Pages as source code:
-*-

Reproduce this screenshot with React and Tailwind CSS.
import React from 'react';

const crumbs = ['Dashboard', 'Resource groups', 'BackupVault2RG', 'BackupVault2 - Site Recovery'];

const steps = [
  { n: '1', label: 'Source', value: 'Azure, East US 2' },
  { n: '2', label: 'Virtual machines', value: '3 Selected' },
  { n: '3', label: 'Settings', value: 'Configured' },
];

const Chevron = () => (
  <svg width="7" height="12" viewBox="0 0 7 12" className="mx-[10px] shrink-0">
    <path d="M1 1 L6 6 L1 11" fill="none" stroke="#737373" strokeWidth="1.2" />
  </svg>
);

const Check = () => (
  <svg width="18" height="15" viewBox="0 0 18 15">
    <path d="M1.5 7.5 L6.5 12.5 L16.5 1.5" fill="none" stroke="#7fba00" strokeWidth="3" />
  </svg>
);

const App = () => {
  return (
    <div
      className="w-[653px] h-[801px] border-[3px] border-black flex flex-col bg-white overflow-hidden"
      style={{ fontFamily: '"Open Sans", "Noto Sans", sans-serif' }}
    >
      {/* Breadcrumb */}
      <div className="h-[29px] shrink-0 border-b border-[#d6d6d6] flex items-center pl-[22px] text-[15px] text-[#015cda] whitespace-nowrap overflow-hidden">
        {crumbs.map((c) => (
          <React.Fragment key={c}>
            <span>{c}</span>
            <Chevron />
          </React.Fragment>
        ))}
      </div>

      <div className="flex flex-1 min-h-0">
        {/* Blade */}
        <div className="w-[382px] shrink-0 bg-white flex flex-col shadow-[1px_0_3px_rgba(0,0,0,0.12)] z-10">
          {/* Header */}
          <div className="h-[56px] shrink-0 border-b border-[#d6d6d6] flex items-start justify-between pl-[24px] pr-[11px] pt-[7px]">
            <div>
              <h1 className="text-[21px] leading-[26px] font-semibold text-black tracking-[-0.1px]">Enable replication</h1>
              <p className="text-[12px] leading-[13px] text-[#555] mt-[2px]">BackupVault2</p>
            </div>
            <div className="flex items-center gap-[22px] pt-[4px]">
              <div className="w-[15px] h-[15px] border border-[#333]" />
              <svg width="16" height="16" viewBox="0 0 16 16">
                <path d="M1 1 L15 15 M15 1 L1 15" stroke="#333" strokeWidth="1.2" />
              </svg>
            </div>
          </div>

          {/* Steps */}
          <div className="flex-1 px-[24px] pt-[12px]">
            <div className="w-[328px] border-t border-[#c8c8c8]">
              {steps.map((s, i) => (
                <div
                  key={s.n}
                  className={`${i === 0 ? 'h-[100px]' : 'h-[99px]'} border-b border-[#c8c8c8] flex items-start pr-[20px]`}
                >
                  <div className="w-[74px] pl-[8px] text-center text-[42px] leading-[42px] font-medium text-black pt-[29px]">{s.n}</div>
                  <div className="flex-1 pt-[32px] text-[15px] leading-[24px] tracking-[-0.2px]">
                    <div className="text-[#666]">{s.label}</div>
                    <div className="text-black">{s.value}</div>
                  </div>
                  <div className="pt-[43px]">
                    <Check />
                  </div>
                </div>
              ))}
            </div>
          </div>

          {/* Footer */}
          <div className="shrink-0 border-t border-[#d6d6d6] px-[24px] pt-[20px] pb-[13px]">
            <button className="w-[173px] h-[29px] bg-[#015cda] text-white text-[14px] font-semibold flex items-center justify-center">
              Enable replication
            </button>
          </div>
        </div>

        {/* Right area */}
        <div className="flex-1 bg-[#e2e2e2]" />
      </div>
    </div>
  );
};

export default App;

-*-

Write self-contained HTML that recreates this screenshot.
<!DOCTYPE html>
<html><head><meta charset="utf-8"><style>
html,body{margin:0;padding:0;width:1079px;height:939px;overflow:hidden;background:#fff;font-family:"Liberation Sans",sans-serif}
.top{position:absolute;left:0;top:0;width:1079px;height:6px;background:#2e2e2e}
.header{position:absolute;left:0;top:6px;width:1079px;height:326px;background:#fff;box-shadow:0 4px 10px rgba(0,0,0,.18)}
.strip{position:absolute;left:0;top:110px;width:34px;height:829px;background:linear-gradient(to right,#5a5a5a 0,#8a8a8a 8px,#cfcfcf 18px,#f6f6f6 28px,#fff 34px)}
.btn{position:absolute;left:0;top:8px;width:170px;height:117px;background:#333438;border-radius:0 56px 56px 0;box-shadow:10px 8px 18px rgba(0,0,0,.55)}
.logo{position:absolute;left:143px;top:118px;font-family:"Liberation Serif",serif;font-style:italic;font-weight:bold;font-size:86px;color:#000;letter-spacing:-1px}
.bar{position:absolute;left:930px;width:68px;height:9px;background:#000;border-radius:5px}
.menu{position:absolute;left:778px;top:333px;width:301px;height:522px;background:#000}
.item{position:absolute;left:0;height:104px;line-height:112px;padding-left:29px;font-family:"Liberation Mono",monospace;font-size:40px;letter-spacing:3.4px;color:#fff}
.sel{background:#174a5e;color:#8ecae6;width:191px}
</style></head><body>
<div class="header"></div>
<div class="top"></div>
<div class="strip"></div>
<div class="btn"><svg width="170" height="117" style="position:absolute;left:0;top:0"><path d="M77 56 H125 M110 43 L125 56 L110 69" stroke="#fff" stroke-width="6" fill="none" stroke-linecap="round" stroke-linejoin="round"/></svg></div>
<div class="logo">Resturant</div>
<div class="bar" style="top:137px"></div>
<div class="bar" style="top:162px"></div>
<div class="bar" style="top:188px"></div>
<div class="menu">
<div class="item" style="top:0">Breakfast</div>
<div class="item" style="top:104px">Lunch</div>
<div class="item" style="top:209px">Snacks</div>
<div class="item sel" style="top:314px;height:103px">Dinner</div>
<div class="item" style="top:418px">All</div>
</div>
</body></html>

-*-

PROBLEM DESCRIPTION:
Return solely the number of lines in the data that include the word "screenshot".

THE COMPLETED TASK:
2